Ferguson is the first real, sustained protest since the black and white labor movement protests that led the business elite to invent the Veiled Prophet in the first place. Through these protests, I’m hoping to see real change – politically and in public policy. St. Louis needs a shift away from the constant cycle of white flight. We need stronger economic policies.

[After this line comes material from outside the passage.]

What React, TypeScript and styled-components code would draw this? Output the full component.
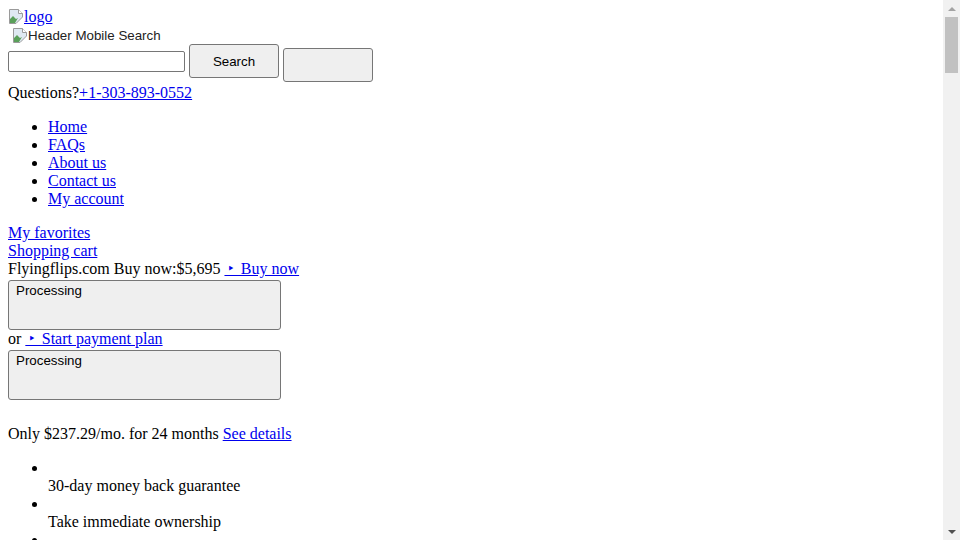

President Obama recently proposed that more police wear body cameras, something many have suggested for Ferguson. In order to see real change though, we must go further. There should be a citizen review board, with real power, to review police shootings. There needs to be better training and an emphasis on community policing – where officers are part of the community and have fostered trust with the neighborhoods they are policing. And for the entire St. Louis region, there needs to be a real dialog and healing about race. Mike Brown’s story is just one story out of thousands where the system failed African Americans in St. Louis. He wasn’t the first unarmed individual to be shot and killed by police. He wasn’t the first teenager to grow up in one of St. Louis’ many segregated neighborhoods. These stories of unfairness and injustice must turn into proactive works towards equality and healing. An apology would be nice, but policy changes in housing and public education would be better.

And maybe, this time, we’ll get it, thanks to the young people protesting in Ferguson. Maybe, this time, for these St. Louisans it was better to stay and fight than allow for one more day of the status quo.